Davidson: Why don’t you tell us how you felt about Phree? What did she like to do? What kind of kid was she?
Andria: Well, she was ornery—but what kid isn’t ornery? She pulled the wool over her father’s eyes lots of times. I caught her in different lies. But we had a pretty good relationship up until the time she was going to her mother’s. There was different days that she went to her mom’s to spend the night and, I don’t know, it was like she was a completely different person after she went down there. She wasn’t the same little girl.
Davidson: So, about three weeks previous to her being murdered, she started going down there a lot?
Andria: Yeah, and he went down to pick her up to make sure she was being fed.
According to Andria, Bennie worried about Phree’s eating habits at her mother’s. Susan didn’t always have enough money to have supper on the table. Sometimes Bennie and Andria would bring Phree home to eat supper with them and then take her back to her mother’s later in the evening or the next day. But then Phree balked at having to leave her mother’s house even for that brief period of time, so they would pick her up and take her out to eat and then take her right back to Susan’s house.
Davidson: How did he feel about Phree spending so much time with her mother?
Andria: He didn’t like it.
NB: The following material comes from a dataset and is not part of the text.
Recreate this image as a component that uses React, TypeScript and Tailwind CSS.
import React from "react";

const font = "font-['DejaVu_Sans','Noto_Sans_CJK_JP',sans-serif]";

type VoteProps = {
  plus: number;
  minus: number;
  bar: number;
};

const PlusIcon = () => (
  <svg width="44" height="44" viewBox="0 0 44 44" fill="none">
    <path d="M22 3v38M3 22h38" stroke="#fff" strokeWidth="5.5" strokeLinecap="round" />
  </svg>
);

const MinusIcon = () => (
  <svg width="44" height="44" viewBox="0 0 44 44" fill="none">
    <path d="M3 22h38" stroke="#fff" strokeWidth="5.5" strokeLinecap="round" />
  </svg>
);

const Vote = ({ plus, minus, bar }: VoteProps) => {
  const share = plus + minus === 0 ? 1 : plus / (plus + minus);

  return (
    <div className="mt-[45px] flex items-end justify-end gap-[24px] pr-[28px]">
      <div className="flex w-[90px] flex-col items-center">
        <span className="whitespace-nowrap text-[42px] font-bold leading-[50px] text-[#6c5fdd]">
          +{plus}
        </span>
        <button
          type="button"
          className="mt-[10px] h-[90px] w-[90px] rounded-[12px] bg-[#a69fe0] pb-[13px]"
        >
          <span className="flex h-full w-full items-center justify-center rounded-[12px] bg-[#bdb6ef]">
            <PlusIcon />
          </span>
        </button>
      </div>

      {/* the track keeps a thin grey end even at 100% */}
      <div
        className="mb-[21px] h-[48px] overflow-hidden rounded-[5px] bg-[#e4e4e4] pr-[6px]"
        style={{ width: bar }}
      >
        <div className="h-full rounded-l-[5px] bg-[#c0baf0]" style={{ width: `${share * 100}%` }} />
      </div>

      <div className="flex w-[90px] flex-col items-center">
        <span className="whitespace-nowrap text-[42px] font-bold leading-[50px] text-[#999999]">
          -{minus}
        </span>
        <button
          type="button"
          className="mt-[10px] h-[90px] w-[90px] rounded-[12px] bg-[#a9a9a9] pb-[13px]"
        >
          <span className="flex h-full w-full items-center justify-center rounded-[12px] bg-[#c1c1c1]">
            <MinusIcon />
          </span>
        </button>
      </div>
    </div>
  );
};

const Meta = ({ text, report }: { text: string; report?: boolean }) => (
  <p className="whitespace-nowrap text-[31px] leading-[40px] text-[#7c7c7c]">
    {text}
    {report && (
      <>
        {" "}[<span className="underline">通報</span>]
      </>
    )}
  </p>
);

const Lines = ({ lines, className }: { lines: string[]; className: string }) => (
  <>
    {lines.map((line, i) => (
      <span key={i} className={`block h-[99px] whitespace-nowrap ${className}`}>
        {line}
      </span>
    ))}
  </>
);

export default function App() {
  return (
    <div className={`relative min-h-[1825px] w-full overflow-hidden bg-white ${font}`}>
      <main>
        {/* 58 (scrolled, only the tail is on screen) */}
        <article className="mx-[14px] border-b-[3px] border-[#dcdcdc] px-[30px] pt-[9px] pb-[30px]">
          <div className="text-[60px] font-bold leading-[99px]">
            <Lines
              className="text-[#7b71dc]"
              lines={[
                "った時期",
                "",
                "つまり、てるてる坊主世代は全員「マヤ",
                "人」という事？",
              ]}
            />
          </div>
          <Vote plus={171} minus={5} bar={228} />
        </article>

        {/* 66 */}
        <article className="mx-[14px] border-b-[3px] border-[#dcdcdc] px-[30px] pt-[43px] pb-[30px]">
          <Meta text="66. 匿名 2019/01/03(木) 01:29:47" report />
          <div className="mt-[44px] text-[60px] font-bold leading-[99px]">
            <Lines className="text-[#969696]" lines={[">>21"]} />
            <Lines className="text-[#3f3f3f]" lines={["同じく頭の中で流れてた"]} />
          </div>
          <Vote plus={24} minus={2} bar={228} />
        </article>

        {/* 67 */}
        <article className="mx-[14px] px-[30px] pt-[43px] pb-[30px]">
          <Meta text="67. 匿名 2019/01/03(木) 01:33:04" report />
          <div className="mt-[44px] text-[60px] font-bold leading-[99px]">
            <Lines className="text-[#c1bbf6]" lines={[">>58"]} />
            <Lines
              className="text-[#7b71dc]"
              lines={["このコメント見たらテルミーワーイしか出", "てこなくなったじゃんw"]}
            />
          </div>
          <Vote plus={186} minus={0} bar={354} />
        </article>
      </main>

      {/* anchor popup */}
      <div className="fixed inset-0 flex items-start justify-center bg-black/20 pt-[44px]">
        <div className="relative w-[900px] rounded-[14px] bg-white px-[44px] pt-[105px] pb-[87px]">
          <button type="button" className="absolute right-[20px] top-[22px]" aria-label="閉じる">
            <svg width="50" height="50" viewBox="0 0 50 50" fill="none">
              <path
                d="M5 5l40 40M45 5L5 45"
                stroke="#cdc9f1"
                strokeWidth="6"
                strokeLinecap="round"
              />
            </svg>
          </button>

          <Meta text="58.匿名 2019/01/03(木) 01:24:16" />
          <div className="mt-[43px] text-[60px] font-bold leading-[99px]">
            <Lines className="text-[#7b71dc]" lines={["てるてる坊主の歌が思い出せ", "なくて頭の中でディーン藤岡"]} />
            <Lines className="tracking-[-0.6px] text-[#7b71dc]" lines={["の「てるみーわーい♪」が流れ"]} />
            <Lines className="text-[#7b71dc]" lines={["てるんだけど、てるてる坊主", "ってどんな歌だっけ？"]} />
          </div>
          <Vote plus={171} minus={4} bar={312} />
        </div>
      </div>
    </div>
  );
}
He didn’t like it and then he got curious and was asking her why she had to be down there all the time. “What’s drawing you down there?” And she nonchalantly wouldn’t answer him.
Davidson: Do you have any idea what was drawing her down there?
Andria: Boys.
By the end of September, according to Captain Richard O’Brien, the police had spent “in excess of two thousand man-hours” on the case. They had received many hundreds of tips and had questioned more than two hundred people. But they still did not have a primary suspect.
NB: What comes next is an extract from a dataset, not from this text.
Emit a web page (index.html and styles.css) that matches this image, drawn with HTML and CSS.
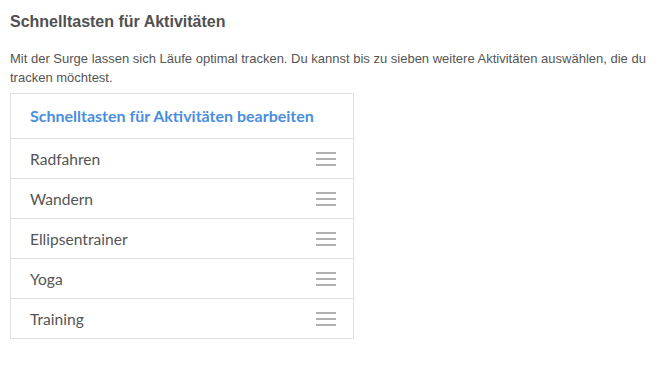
FILE: index.html
```html
<!DOCTYPE html>
<html lang="de">
<head>
    <meta charset="UTF-8">
    <title>Schnelltasten für Aktivitäten</title>
    <link rel="stylesheet" href="styles.css">
</head>
<body>
    <div class="section">
        <h2 class="title">Schnelltasten für Aktivitäten</h2>
        <p class="intro">Mit der Surge lassen sich Läufe optimal tracken. Du kannst bis zu sieben weitere Aktivitäten auswählen, die du tracken möchtest.</p>

        <div class="list">
            <div class="list-head">Schnelltasten für Aktivitäten bearbeiten</div>
            <div class="row"><span>Radfahren</span><span class="handle"><i></i><i></i><i></i></span></div>
            <div class="row"><span>Wandern</span><span class="handle"><i></i><i></i><i></i></span></div>
            <div class="row"><span>Ellipsentrainer</span><span class="handle"><i></i><i></i><i></i></span></div>
            <div class="row"><span>Yoga</span><span class="handle"><i></i><i></i><i></i></span></div>
            <div class="row"><span>Training</span><span class="handle"><i></i><i></i><i></i></span></div>
        </div>
    </div>
</body>
</html>
```

FILE: styles.css
```css
body {
    margin: 0;
    background: #ffffff;
    font-family: "Liberation Sans", Arial, sans-serif;
    color: #555555;
}

.section {
    padding: 12px 10px 0 10px;
}

.title {
    margin: 0;
    font-size: 16px;
    line-height: 20px;
    font-weight: bold;
    color: #505050;
}

.intro {
    margin: 17px 0 0 0;
    font-size: 13px;
    line-height: 19px;
    color: #555555;
}

.list {
    margin-top: 6px;
    width: 342px;
    border: 1px solid #e0e0e0;
}

.list-head {
    height: 44px;
    line-height: 44px;
    padding-left: 19px;
    font-family: Lato, "Open Sans", sans-serif;
    font-size: 16px;
    font-weight: bold;
    color: #4a8ee0;
}

.row {
    height: 39px;
    border-top: 1px solid #e0e0e0;
    display: flex;
    align-items: center;
    justify-content: space-between;
    padding: 0 17px 0 19px;
    font-family: Lato, "Open Sans", sans-serif;
    font-size: 15.6px;
    color: #555555;
}

.handle {
    display: flex;
    flex-direction: column;
    gap: 4px;
    width: 20px;
}

.handle i {
    display: block;
    height: 2px;
    background: #b0b0b0;
}
```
It was mid-October before the police released to the public that Phree and Martha might have eaten a full meal between the time they disappeared and the time they were murdered. They thought it was possible that the girls had eaten in a restaurant.
It was also revealed that the girls were seen about 5:15 P.M. on Saturday, August 22, 1992, riding a boy’s twenty-inch purple bicycle. Martha was riding on the handlebars while Phree pedaled the bike and they were going west on East Main Street.
They also said that Phree and Martha were wearing short-sleeved shirts and shorts and tennis shoes the day they were murdered.
Captain Richard O’Brien asked that anyone who may remember seeing the girls anytime on August 22 to please call the police with the information.
In December 1992 at least five concerned citizens called the police department and reported that they had seen, or were still in the possession of, a $1 bill with a message written on it: “Vance Brown* killed the two girls.” Several of them turned the currency over to the authorities.
Brown was located and interviewed by Sergeant Moody and Detective Eggers. The middle-aged family man who had held the same job for twenty-seven years had obviously been the victim of a cruel hoax.
Six months after the brutal murders of Phree Morrow and Martha Leach, police revealed that they had two witnesses who had heard a child scream the night the girls disappeared. Sergeant Moody, along with Captain Walters and Lieutenant Schrader, was interviewed on a local radio station, WBLY, by talk show host Darryl Bauer.
Sergeant Moody explained that sometime within the previous month two men had come forward and reported that at about 11:00 on the night of August 22, 1992, they had heard a “bloodcurdling” scream coming from the area where Phree and Martha’s bodies were later found.
Shortly after that, the same two men saw a burgundy Grand Prix with a white top leaving the same area. There were two men and a woman in the car. They said the car went west on Section Street, ran a stop sign, and sped away.
The two men knew the information was important, but they did not come forward sooner because they had been involved in illegal activity at the time and were afraid they would be blamed for the killings.
This new information was released to the public in the hope that even more people would come forward with important information.
By this time more than ten people had had their blood drawn for DNA testing.